DATA EXTRACT =>
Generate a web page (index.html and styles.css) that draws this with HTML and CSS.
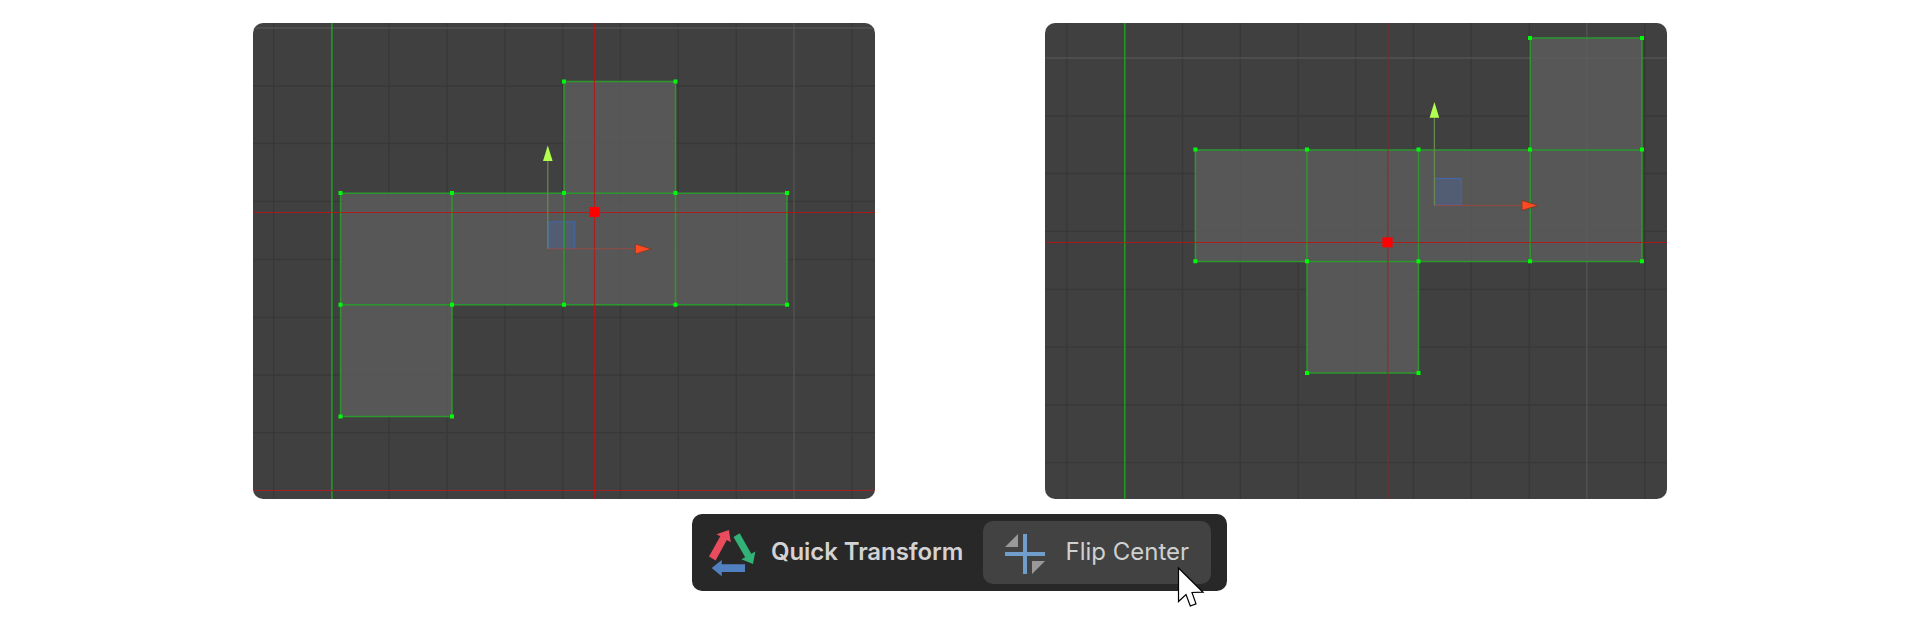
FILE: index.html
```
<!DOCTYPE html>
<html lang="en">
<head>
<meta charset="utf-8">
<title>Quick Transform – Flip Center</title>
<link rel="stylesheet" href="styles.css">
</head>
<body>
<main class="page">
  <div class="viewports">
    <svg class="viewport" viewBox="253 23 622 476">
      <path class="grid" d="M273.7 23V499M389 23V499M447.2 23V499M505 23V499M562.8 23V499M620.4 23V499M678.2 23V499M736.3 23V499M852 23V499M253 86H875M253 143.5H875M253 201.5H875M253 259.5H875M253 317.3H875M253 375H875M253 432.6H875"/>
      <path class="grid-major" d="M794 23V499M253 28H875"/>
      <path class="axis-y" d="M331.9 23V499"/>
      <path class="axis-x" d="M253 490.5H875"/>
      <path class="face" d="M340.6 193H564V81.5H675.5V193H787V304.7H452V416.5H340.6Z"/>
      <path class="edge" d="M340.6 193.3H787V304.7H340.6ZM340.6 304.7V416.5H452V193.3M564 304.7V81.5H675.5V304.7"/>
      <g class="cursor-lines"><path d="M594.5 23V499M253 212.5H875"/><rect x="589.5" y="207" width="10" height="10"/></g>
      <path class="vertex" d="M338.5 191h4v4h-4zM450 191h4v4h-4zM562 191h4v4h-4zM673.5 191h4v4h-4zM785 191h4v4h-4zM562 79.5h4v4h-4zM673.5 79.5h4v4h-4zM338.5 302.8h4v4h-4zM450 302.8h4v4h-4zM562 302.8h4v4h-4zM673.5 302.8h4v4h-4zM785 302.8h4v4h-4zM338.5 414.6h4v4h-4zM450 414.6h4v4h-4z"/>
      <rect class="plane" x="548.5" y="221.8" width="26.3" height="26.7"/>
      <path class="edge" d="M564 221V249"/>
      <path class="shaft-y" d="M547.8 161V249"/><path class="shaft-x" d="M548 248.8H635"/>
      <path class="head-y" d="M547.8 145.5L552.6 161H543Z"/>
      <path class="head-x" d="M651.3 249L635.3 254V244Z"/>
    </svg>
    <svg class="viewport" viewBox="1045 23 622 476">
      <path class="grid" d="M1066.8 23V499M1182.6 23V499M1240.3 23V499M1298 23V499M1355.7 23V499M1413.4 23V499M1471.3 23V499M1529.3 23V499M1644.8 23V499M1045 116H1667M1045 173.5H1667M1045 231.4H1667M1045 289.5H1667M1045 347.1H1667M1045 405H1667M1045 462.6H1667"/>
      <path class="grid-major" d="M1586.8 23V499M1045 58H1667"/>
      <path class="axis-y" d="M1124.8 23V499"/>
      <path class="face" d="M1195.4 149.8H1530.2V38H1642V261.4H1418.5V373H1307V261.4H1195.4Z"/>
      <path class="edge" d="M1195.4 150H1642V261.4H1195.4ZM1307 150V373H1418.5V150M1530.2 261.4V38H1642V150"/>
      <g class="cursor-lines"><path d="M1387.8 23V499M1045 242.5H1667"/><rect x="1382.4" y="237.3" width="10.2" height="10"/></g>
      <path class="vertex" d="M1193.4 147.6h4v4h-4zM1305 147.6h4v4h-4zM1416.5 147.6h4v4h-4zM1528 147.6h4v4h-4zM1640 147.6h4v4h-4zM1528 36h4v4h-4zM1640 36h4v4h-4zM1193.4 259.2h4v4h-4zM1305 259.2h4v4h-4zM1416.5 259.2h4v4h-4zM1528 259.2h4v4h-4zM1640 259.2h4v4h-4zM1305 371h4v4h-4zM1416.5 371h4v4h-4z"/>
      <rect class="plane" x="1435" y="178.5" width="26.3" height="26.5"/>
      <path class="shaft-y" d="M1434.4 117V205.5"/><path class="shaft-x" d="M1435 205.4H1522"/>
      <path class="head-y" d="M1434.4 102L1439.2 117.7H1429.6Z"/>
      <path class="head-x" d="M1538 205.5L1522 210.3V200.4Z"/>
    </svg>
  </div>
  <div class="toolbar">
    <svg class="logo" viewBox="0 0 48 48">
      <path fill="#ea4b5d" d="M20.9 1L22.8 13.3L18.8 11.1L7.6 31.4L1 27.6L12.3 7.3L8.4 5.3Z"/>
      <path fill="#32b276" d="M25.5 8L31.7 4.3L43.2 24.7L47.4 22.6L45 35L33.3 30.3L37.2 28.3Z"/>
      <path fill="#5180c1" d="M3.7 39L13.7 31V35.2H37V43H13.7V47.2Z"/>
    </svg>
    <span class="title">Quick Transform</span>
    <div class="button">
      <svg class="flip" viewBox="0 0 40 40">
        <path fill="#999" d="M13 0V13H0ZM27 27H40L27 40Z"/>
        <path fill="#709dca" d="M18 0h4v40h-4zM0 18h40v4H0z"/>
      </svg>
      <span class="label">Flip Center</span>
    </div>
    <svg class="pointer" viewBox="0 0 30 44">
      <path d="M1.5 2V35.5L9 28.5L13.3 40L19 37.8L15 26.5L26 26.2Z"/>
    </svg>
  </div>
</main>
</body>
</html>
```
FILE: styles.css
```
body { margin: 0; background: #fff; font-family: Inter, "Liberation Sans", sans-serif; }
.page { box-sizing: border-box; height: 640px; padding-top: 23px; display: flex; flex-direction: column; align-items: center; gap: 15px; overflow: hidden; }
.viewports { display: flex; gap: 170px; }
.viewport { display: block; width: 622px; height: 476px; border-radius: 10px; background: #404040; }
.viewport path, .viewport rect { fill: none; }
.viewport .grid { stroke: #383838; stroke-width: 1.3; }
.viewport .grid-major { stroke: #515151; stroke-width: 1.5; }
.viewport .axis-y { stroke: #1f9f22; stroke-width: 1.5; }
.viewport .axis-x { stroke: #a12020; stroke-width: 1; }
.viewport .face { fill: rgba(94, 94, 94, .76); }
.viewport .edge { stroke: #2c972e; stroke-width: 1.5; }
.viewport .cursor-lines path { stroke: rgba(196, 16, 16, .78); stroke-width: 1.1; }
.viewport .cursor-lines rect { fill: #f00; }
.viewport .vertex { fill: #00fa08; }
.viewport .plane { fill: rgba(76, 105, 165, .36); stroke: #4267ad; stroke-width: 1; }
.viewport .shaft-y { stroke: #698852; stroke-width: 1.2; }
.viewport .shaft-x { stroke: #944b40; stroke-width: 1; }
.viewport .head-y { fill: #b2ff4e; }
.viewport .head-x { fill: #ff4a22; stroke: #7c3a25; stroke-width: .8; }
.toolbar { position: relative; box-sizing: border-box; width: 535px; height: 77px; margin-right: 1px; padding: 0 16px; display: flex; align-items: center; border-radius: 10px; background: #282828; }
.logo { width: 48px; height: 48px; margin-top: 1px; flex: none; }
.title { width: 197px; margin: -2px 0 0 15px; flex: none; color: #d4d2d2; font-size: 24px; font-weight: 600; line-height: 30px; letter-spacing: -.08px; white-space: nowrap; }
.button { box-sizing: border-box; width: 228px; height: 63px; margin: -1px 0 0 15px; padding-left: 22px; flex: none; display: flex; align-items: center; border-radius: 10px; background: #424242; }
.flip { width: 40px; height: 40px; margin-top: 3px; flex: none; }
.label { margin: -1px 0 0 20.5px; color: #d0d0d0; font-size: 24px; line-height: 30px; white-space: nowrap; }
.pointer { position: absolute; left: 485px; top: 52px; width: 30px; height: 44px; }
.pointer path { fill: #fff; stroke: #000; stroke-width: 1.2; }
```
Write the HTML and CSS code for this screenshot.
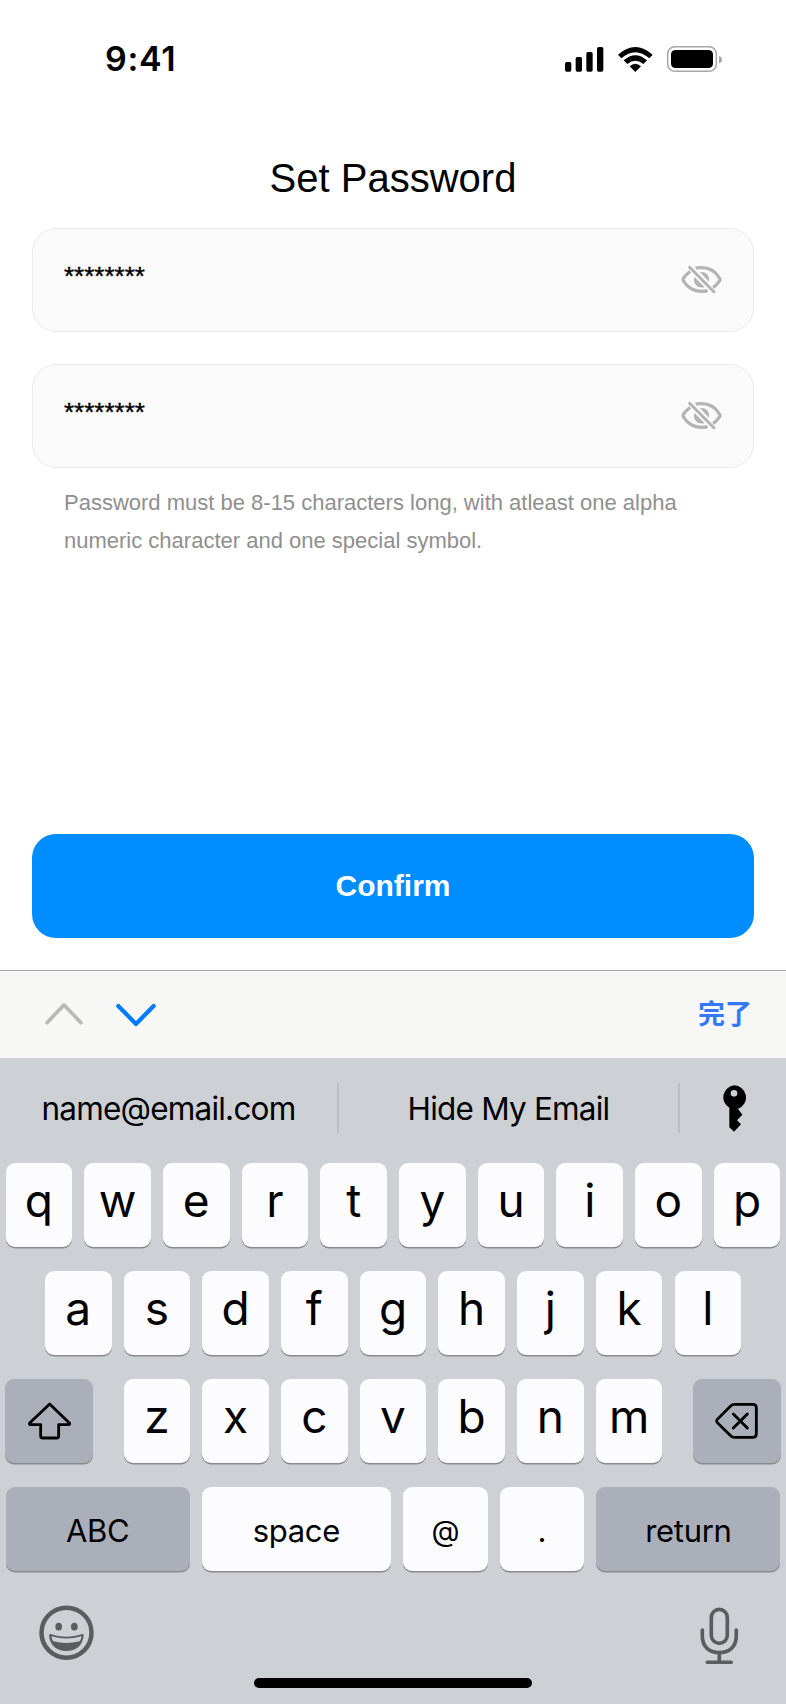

WHAT THIS TASK INVOLVES =>
Each entry shown above must be quoted exactly, with its pictures left out.

ANSWER IN FULL =>
Generate a web page (index.html and styles.css) that draws this with HTML and CSS.
FILE: index.html
```
<!DOCTYPE html>
<html lang="en">
<head>
<meta charset="utf-8">
<title>Quick Transform – Flip Center</title>
<link rel="stylesheet" href="styles.css">
</head>
<body>
<main class="page">
  <div class="viewports">
    <svg class="viewport" viewBox="253 23 622 476">
      <path class="grid" d="M273.7 23V499M389 23V499M447.2 23V499M505 23V499M562.8 23V499M620.4 23V499M678.2 23V499M736.3 23V499M852 23V499M253 86H875M253 143.5H875M253 201.5H875M253 259.5H875M253 317.3H875M253 375H875M253 432.6H875"/>
      <path class="grid-major" d="M794 23V499M253 28H875"/>
      <path class="axis-y" d="M331.9 23V499"/>
      <path class="axis-x" d="M253 490.5H875"/>
      <path class="face" d="M340.6 193H564V81.5H675.5V193H787V304.7H452V416.5H340.6Z"/>
      <path class="edge" d="M340.6 193.3H787V304.7H340.6ZM340.6 304.7V416.5H452V193.3M564 304.7V81.5H675.5V304.7"/>
      <g class="cursor-lines"><path d="M594.5 23V499M253 212.5H875"/><rect x="589.5" y="207" width="10" height="10"/></g>
      <path class="vertex" d="M338.5 191h4v4h-4zM450 191h4v4h-4zM562 191h4v4h-4zM673.5 191h4v4h-4zM785 191h4v4h-4zM562 79.5h4v4h-4zM673.5 79.5h4v4h-4zM338.5 302.8h4v4h-4zM450 302.8h4v4h-4zM562 302.8h4v4h-4zM673.5 302.8h4v4h-4zM785 302.8h4v4h-4zM338.5 414.6h4v4h-4zM450 414.6h4v4h-4z"/>
      <rect class="plane" x="548.5" y="221.8" width="26.3" height="26.7"/>
      <path class="edge" d="M564 221V249"/>
      <path class="shaft-y" d="M547.8 161V249"/><path class="shaft-x" d="M548 248.8H635"/>
      <path class="head-y" d="M547.8 145.5L552.6 161H543Z"/>
      <path class="head-x" d="M651.3 249L635.3 254V244Z"/>
    </svg>
    <svg class="viewport" viewBox="1045 23 622 476">
      <path class="grid" d="M1066.8 23V499M1182.6 23V499M1240.3 23V499M1298 23V499M1355.7 23V499M1413.4 23V499M1471.3 23V499M1529.3 23V499M1644.8 23V499M1045 116H1667M1045 173.5H1667M1045 231.4H1667M1045 289.5H1667M1045 347.1H1667M1045 405H1667M1045 462.6H1667"/>
      <path class="grid-major" d="M1586.8 23V499M1045 58H1667"/>
      <path class="axis-y" d="M1124.8 23V499"/>
      <path class="face" d="M1195.4 149.8H1530.2V38H1642V261.4H1418.5V373H1307V261.4H1195.4Z"/>
      <path class="edge" d="M1195.4 150H1642V261.4H1195.4ZM1307 150V373H1418.5V150M1530.2 261.4V38H1642V150"/>
      <g class="cursor-lines"><path d="M1387.8 23V499M1045 242.5H1667"/><rect x="1382.4" y="237.3" width="10.2" height="10"/></g>
      <path class="vertex" d="M1193.4 147.6h4v4h-4zM1305 147.6h4v4h-4zM1416.5 147.6h4v4h-4zM1528 147.6h4v4h-4zM1640 147.6h4v4h-4zM1528 36h4v4h-4zM1640 36h4v4h-4zM1193.4 259.2h4v4h-4zM1305 259.2h4v4h-4zM1416.5 259.2h4v4h-4zM1528 259.2h4v4h-4zM1640 259.2h4v4h-4zM1305 371h4v4h-4zM1416.5 371h4v4h-4z"/>
      <rect class="plane" x="1435" y="178.5" width="26.3" height="26.5"/>
      <path class="shaft-y" d="M1434.4 117V205.5"/><path class="shaft-x" d="M1435 205.4H1522"/>
      <path class="head-y" d="M1434.4 102L1439.2 117.7H1429.6Z"/>
      <path class="head-x" d="M1538 205.5L1522 210.3V200.4Z"/>
    </svg>
  </div>
  <div class="toolbar">
    <svg class="logo" viewBox="0 0 48 48">
      <path fill="#ea4b5d" d="M20.9 1L22.8 13.3L18.8 11.1L7.6 31.4L1 27.6L12.3 7.3L8.4 5.3Z"/>
      <path fill="#32b276" d="M25.5 8L31.7 4.3L43.2 24.7L47.4 22.6L45 35L33.3 30.3L37.2 28.3Z"/>
      <path fill="#5180c1" d="M3.7 39L13.7 31V35.2H37V43H13.7V47.2Z"/>
    </svg>
    <span class="title">Quick Transform</span>
    <div class="button">
      <svg class="flip" viewBox="0 0 40 40">
        <path fill="#999" d="M13 0V13H0ZM27 27H40L27 40Z"/>
        <path fill="#709dca" d="M18 0h4v40h-4zM0 18h40v4H0z"/>
      </svg>
      <span class="label">Flip Center</span>
    </div>
    <svg class="pointer" viewBox="0 0 30 44">
      <path d="M1.5 2V35.5L9 28.5L13.3 40L19 37.8L15 26.5L26 26.2Z"/>
    </svg>
  </div>
</main>
</body>
</html>
```
FILE: styles.css
```
body { margin: 0; background: #fff; font-family: Inter, "Liberation Sans", sans-serif; }
.page { box-sizing: border-box; height: 640px; padding-top: 23px; display: flex; flex-direction: column; align-items: center; gap: 15px; overflow: hidden; }
.viewports { display: flex; gap: 170px; }
.viewport { display: block; width: 622px; height: 476px; border-radius: 10px; background: #404040; }
.viewport path, .viewport rect { fill: none; }
.viewport .grid { stroke: #383838; stroke-width: 1.3; }
.viewport .grid-major { stroke: #515151; stroke-width: 1.5; }
.viewport .axis-y { stroke: #1f9f22; stroke-width: 1.5; }
.viewport .axis-x { stroke: #a12020; stroke-width: 1; }
.viewport .face { fill: rgba(94, 94, 94, .76); }
.viewport .edge { stroke: #2c972e; stroke-width: 1.5; }
.viewport .cursor-lines path { stroke: rgba(196, 16, 16, .78); stroke-width: 1.1; }
.viewport .cursor-lines rect { fill: #f00; }
.viewport .vertex { fill: #00fa08; }
.viewport .plane { fill: rgba(76, 105, 165, .36); stroke: #4267ad; stroke-width: 1; }
.viewport .shaft-y { stroke: #698852; stroke-width: 1.2; }
.viewport .shaft-x { stroke: #944b40; stroke-width: 1; }
.viewport .head-y { fill: #b2ff4e; }
.viewport .head-x { fill: #ff4a22; stroke: #7c3a25; stroke-width: .8; }
.toolbar { position: relative; box-sizing: border-box; width: 535px; height: 77px; margin-right: 1px; padding: 0 16px; display: flex; align-items: center; border-radius: 10px; background: #282828; }
.logo { width: 48px; height: 48px; margin-top: 1px; flex: none; }
.title { width: 197px; margin: -2px 0 0 15px; flex: none; color: #d4d2d2; font-size: 24px; font-weight: 600; line-height: 30px; letter-spacing: -.08px; white-space: nowrap; }
.button { box-sizing: border-box; width: 228px; height: 63px; margin: -1px 0 0 15px; padding-left: 22px; flex: none; display: flex; align-items: center; border-radius: 10px; background: #424242; }
.flip { width: 40px; height: 40px; margin-top: 3px; flex: none; }
.label { margin: -1px 0 0 20.5px; color: #d0d0d0; font-size: 24px; line-height: 30px; white-space: nowrap; }
.pointer { position: absolute; left: 485px; top: 52px; width: 30px; height: 44px; }
.pointer path { fill: #fff; stroke: #000; stroke-width: 1.2; }
```
Write the HTML and CSS code for this screenshot.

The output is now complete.